Lima misi yang besar (Amerika, Anglikan, Prancis, Jerman, dan Rusia) disertai universitas-universitas mereka, pers yang didukung kalangan agamawan yang kaya, para konsul dan duta besar, berusaha keras mengajak sekitar seratus ribu orang Assyro-Khaldean untuk pindah dari bid’ah Nestorian ke salah satu dari lima bid’ah itu.
Tetapi misi Rusia segera melampaui misi-misi lainnya, dan misi inilah yang pada 1915 mendorong atau memaksa bangsa Assyria dari Persia, dan juga suku-suku Pegunungan Kurdistan, yang kemudian pindah ke dataran Salmas dan Urmia, untuk mengangkat senjata melawan pemerintah mereka masing-masing. Hasilnya, separuh pengikutnya lenyap dalam perang dan sisanya terusir dari kampung halaman mereka.
Agama Sejatikah?
Pertanyaan besar yang sudah sejak lama berkecamuk dalam benak pendeta ini sekarang mendekati klimaksnya: Apakah agama Kristen, dengan banyak sekali bentuk dan warnanya, dan dengan naskah-naskah sucinya yang tidak otentik, palsu, dan menyimpang, adalah agama Tuhan yang sejati?

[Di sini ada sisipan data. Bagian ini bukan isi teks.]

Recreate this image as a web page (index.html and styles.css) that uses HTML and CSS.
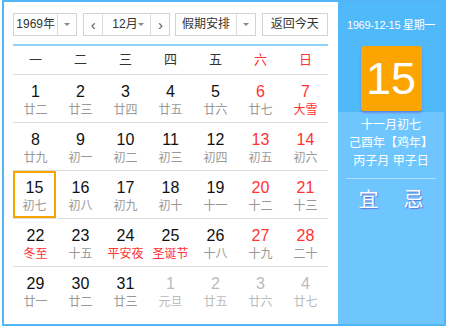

Pada musim panas 1900 ia pensiun dan tinggal di vila mungilnya di tengah-tengah kebun anggur dekat air mancur Chali-Boulaghi yang terkenal di Digala. Di sana, selama sebulan ia habiskan waktunya untuk sembahyang dan meditasi, membaca berulang-ulang naskah-naskah suci dalam teks-teks aslinya.
Krisis pun berakhir. Ia mengundurkan diri secara resmi dengan melayangkan surat pengundurannya dan secara terbuka ia menjelaskan kepada Mar (Mgr.) Touma Audu mengenai alasan dia melepaskan fungsi-fungsi kependetaannya.
Segala upaya yang dilakukan oleh otoritas-otoritas kependetaan untuk membatalkan keputusannya sia-sia belaka. Tidak ada perselisihan atau permusuhan pribadi antara Bapa Benjamin dan para atasannya. Semua itu hanyalah persoalan kesadaran diri atas kepercayaan yang ia imani dan mulai menggelayut lemah di hati Bapa Benjamin.
Selama beberapa bulan ia dipekerjakan di Tibriz sebagai inspektur di Kantor Pos dan Bea Cukai Persia di bawah para ahli Belgia. Kemudian ia ditugasi sebagai guru dan penerjemah Putra Mahkota Muhammad Ali Mirza.
Pada 1903 sekali lagi ia mengunjungi Inggris dan di sana ia bergabung dengan Komunitas Unitarian.
Pada 1904 ia dikirim oleh British and Foreign Unitarian Association untuk menangani masalah pendidikan dan penerangan di tengah masyarakat desanya. Dalam perjalanan menuju Persia, ia mengunjungi Konstantinopel. Dan seelah mengadakan beberapa wawancara dengan Syaikhul Islam Jamaluddin Effendi dan beberapa ulama lainnya, ia pun memeluk agama Islam.
Setelah masuk Islam, sang bapa mengganti namanya menjadi Abdul Ahad Dawud.
Nubuat yang Terpenuhi
Beberapa tahun kemudian ia menulis sebuah buku, setelah beberapa lamanya ia mengadakan penelitian mendalam, terutama terhadap aspek linguistik Injil. Di awal tulisan, yaitu pada bagian pendahuluan, ia menyatakan,
“Saya berharap, tulisan ini, juga tulisan-tulisan selanjutnya, dapat menunjukkan bahwa ajaran Islam mengenai ketuhanan dan Rasul Allah terakhir yang agung adalah seratus persen benar dan sesuai dengan ajaran Alkitab (Bibel).
Saya akan mencurahkan tulisan sekarang ini untuk membaca poin pertama, dan dalam beberapa makalah lainnya saya akan mencoba menunjukkan bahwa Muhammad adalah obyek riil dari Perjanjian, dan pada dirinya, dan hanya pada dirinya, benar-benar terpenuhi semua nubuat dalam Perjanjian Lama.”